Stated task
Note each line where "index" appears, and copy it.

++++ Data section ++++

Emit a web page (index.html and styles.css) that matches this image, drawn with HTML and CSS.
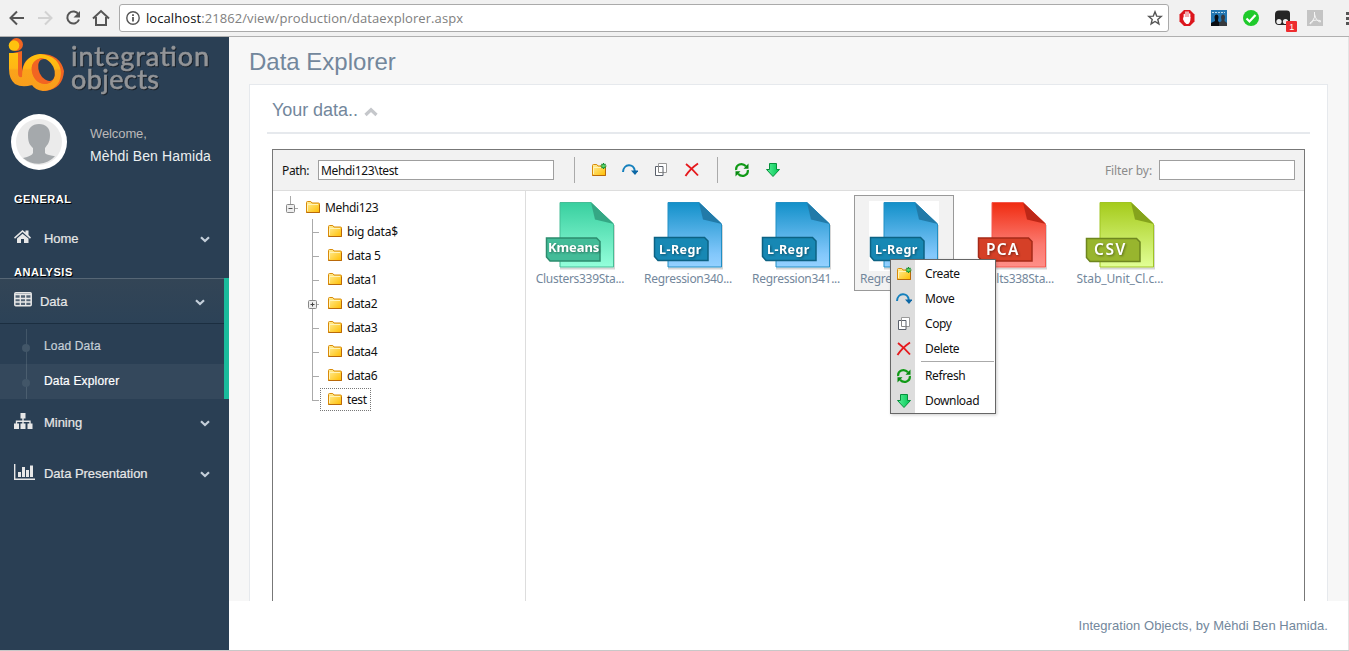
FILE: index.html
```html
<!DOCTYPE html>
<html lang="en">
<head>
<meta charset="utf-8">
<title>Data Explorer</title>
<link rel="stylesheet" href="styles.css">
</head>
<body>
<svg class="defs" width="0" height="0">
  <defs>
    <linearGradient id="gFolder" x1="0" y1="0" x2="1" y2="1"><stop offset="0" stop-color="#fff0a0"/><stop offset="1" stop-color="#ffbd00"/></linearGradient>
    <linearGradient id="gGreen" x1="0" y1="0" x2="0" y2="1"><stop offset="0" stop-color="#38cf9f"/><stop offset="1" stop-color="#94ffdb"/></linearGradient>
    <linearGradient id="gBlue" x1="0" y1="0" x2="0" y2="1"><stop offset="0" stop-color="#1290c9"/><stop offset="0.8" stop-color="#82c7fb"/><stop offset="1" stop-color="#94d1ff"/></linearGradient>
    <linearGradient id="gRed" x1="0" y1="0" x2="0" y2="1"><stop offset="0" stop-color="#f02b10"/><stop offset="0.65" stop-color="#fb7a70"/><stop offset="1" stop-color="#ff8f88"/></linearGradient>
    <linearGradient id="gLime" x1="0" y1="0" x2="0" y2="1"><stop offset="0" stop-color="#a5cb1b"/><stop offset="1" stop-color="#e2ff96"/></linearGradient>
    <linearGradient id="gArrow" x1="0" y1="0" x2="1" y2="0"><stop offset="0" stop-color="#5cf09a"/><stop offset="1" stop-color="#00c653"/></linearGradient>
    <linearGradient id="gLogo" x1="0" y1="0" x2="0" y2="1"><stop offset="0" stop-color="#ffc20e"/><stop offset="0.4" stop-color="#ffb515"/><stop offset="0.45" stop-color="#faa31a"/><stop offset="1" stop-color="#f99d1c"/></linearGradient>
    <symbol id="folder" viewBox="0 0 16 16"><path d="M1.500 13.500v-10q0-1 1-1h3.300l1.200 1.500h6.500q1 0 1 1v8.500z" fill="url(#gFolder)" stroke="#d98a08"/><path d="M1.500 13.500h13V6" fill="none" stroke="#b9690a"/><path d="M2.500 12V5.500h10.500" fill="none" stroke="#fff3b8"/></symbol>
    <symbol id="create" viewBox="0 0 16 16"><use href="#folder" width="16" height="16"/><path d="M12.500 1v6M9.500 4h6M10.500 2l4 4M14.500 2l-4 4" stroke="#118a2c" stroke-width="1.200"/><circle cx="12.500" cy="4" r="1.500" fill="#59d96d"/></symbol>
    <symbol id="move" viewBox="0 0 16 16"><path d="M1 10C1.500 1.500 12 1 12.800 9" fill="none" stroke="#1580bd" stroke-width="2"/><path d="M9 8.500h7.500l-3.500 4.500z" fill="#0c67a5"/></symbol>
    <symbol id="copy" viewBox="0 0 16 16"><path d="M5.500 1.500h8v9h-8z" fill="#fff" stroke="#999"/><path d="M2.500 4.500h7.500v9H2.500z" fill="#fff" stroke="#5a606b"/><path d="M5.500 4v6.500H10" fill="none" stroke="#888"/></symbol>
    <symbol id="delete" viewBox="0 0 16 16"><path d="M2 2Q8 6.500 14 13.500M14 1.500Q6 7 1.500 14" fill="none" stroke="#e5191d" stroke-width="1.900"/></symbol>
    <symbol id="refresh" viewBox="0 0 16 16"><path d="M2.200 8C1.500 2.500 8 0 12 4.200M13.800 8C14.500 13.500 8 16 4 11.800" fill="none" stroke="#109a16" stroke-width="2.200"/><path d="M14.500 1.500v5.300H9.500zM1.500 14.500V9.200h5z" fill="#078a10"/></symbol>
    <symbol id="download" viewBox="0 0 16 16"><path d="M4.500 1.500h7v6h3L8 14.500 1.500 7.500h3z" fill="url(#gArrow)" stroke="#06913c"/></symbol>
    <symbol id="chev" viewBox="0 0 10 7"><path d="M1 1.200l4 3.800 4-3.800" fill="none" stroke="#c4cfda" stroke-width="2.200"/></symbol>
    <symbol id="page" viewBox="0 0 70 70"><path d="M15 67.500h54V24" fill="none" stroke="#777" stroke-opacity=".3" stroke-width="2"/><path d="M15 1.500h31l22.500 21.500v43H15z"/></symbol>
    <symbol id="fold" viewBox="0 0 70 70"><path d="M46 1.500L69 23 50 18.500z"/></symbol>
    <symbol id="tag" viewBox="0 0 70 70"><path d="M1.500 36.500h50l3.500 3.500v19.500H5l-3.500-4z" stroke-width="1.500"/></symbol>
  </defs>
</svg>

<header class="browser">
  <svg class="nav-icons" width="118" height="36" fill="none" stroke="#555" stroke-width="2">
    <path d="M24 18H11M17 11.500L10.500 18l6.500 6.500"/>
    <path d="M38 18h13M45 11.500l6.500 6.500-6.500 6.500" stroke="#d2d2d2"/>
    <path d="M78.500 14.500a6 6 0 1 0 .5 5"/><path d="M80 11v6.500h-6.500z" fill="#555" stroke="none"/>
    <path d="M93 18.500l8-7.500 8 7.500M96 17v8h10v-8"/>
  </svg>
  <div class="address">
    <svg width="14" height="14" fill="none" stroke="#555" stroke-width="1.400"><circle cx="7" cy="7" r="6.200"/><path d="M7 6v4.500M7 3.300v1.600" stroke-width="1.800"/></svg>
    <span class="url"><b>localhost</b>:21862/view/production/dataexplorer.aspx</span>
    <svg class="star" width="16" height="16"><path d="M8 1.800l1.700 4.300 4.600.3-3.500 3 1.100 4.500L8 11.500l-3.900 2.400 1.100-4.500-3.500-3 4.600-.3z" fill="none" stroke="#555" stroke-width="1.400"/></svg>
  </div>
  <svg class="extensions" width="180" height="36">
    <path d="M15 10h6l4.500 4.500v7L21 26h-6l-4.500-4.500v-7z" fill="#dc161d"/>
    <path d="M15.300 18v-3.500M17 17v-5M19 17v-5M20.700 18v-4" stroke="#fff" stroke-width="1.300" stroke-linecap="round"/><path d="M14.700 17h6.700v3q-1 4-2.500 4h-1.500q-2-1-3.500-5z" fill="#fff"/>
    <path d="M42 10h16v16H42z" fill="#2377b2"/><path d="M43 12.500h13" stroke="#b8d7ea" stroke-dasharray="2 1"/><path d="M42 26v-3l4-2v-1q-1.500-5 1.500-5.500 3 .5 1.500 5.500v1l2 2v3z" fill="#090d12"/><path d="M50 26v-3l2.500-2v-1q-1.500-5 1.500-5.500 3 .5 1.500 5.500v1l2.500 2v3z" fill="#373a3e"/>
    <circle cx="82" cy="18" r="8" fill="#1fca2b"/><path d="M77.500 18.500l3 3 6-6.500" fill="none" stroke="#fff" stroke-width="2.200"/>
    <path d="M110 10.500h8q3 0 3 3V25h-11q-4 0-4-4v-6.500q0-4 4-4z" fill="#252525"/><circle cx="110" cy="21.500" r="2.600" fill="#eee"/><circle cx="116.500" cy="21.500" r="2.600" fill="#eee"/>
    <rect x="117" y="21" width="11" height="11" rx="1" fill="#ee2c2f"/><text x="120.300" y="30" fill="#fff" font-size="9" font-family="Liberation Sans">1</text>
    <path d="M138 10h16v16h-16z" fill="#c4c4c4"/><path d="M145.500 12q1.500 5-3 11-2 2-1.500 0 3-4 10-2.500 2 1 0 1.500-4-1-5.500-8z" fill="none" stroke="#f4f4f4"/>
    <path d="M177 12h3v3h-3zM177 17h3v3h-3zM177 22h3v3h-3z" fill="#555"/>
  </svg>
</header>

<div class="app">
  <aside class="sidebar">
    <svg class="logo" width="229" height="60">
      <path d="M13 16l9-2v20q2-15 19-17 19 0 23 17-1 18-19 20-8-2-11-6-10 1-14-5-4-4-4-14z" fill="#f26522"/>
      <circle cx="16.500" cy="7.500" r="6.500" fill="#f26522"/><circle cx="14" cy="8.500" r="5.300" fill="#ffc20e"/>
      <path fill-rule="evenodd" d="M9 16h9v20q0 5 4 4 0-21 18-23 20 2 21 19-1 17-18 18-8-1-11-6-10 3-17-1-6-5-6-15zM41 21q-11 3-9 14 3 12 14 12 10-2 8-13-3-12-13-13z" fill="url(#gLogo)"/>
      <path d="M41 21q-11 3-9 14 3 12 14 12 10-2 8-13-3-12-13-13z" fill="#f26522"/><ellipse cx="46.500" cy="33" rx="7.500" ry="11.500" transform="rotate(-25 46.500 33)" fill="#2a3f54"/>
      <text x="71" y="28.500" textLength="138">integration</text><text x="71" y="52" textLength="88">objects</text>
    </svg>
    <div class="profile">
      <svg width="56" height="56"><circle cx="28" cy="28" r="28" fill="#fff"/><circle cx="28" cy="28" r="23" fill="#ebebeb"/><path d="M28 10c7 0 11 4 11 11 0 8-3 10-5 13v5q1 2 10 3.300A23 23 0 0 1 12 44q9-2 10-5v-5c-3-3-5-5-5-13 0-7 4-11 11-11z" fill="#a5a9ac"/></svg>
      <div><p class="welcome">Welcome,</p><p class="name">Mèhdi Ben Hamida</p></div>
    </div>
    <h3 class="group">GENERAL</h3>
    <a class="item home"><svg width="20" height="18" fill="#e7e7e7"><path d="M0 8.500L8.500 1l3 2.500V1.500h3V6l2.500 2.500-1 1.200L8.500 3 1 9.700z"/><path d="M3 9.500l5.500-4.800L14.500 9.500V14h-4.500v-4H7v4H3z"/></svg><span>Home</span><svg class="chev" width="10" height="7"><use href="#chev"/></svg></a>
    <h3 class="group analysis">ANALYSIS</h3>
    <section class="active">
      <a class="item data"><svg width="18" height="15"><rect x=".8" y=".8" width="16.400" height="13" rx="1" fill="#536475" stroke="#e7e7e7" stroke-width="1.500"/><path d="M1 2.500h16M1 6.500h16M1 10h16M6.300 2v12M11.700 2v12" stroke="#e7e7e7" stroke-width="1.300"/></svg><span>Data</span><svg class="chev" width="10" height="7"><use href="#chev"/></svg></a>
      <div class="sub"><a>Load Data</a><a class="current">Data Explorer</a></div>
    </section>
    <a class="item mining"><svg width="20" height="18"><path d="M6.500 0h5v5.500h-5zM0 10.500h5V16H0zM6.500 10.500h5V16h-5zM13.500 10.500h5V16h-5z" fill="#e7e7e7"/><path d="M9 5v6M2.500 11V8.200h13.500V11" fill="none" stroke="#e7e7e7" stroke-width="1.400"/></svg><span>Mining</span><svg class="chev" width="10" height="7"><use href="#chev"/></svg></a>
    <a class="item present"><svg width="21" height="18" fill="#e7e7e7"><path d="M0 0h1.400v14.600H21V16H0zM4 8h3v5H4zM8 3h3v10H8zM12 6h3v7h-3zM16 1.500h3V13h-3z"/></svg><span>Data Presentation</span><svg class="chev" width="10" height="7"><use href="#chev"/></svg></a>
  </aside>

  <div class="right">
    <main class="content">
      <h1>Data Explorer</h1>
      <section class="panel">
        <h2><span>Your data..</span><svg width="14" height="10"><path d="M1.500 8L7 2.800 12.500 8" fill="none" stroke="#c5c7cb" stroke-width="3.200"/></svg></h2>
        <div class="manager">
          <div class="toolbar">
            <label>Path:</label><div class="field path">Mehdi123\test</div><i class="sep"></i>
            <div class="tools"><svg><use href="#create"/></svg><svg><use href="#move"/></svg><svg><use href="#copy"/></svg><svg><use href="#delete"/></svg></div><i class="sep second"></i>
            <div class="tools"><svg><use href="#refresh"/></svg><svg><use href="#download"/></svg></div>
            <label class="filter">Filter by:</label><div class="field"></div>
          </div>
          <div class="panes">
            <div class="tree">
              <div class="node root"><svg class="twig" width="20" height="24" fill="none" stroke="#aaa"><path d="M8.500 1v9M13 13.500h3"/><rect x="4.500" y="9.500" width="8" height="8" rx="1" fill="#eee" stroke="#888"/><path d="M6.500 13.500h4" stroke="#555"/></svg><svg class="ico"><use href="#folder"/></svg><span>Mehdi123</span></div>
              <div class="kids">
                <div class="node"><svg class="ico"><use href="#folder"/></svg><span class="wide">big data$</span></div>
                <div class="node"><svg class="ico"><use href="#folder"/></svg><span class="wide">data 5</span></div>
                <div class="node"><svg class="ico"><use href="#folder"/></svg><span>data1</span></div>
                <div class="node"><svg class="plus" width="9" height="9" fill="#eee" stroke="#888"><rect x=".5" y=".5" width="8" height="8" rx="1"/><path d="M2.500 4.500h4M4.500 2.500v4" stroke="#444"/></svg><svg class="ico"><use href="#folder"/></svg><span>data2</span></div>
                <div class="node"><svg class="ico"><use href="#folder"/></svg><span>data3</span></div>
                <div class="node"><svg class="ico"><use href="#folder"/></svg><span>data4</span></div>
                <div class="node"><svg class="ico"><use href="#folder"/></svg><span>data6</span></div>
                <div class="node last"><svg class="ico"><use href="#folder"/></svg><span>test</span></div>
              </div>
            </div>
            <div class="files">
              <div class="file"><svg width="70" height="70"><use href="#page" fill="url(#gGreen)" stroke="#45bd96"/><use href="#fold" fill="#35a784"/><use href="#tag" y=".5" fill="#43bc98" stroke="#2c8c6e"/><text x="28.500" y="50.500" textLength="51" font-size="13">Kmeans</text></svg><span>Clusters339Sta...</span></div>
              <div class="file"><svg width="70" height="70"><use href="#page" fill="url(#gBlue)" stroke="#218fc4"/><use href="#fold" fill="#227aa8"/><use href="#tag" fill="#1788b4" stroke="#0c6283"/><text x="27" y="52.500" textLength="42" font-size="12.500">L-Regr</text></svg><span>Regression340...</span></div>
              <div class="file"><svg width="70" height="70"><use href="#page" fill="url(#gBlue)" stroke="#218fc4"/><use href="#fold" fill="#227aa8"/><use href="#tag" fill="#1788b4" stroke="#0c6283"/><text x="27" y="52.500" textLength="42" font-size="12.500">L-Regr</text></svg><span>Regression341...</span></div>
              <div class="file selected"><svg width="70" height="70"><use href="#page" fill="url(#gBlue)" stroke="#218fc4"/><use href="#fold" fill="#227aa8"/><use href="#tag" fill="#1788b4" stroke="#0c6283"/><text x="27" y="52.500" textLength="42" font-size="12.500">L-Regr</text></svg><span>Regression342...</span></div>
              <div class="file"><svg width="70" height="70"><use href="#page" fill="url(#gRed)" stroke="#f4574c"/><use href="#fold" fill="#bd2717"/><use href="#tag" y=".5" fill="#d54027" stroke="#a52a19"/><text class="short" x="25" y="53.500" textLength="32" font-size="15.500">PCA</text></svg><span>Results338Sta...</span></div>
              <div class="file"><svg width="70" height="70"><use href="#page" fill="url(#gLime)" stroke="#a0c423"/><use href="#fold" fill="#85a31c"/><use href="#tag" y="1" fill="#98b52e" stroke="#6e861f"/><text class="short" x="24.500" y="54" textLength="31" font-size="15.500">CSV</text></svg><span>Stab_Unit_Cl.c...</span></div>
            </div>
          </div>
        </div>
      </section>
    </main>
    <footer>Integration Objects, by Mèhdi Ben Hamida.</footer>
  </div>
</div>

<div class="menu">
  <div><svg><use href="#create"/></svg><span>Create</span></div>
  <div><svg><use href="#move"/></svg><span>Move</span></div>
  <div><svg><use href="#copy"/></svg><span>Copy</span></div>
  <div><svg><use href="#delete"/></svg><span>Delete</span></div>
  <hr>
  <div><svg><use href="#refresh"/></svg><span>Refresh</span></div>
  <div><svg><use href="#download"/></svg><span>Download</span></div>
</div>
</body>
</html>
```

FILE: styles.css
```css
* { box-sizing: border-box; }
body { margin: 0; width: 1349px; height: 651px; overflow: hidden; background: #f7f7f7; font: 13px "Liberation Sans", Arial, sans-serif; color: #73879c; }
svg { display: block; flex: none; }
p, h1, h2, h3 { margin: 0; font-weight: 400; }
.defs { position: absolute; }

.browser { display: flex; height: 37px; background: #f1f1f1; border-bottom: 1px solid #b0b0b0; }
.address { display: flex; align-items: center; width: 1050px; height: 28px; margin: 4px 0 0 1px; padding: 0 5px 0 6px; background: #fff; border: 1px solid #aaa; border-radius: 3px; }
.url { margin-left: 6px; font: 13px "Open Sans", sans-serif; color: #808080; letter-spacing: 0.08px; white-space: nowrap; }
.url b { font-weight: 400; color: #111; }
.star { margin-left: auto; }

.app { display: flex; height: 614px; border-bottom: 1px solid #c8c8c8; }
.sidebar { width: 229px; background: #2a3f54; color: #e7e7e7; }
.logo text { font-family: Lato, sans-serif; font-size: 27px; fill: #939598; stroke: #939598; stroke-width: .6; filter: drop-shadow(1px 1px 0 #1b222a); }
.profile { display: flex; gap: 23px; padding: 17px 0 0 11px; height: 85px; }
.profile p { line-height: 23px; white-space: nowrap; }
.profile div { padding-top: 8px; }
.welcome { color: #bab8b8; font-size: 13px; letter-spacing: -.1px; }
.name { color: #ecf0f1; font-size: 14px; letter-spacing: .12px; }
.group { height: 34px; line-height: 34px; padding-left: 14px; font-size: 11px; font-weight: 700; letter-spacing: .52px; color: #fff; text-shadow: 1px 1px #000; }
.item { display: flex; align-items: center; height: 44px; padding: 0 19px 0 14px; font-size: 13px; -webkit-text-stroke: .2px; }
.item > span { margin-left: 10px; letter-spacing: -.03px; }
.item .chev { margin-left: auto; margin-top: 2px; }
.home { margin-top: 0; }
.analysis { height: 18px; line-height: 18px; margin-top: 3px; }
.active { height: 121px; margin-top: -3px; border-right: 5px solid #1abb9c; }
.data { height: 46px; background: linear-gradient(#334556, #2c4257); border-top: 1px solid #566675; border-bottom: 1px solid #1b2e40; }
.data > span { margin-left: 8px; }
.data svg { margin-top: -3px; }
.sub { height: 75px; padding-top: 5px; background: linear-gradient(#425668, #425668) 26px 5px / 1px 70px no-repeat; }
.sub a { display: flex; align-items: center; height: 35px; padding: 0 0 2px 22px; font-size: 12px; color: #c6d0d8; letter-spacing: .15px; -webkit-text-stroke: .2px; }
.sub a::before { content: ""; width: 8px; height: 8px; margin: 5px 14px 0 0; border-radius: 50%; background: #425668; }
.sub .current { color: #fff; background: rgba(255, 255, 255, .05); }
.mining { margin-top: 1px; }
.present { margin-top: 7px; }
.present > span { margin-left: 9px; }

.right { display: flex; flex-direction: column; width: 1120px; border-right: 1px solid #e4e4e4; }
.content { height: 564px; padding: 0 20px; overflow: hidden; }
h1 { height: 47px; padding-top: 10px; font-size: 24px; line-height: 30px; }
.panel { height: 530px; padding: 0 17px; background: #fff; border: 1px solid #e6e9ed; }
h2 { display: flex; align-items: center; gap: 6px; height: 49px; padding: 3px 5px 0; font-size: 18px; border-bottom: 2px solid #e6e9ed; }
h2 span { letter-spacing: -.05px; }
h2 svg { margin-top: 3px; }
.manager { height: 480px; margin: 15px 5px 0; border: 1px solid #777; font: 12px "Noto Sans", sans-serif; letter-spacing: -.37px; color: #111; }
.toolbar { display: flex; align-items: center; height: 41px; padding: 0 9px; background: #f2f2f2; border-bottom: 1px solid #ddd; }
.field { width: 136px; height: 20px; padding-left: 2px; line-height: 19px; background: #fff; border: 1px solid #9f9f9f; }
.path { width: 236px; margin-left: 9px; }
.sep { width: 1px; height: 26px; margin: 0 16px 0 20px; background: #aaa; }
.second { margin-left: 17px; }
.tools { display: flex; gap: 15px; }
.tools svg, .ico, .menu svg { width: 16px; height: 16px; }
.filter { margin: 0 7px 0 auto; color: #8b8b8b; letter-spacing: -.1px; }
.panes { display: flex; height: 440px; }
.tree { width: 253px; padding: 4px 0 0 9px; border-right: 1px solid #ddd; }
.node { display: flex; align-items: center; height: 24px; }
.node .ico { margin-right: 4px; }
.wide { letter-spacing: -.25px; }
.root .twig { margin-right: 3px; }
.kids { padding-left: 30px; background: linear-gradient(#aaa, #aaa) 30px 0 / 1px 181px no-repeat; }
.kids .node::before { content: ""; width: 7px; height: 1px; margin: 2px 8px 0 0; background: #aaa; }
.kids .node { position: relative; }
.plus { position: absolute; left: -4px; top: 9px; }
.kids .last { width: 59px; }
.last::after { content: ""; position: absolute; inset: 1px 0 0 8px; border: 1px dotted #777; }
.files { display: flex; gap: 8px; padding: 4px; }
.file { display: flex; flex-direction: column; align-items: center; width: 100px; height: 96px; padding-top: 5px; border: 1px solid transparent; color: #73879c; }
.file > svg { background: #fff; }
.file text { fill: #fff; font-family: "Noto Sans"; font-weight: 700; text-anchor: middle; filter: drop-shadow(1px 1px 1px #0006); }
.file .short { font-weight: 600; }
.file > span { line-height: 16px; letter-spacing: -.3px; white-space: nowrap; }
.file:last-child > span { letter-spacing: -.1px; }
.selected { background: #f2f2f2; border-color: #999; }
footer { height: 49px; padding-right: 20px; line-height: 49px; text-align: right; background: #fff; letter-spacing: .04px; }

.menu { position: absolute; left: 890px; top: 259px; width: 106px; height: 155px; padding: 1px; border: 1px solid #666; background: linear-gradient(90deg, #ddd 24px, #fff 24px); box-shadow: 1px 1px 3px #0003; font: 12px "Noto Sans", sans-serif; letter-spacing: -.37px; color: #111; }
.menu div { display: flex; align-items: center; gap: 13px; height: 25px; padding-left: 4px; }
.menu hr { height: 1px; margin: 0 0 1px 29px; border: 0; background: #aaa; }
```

++++

Response to the task
Emit a web page (index.html and styles.css) that matches this image, drawn with HTML and CSS.
FILE: index.html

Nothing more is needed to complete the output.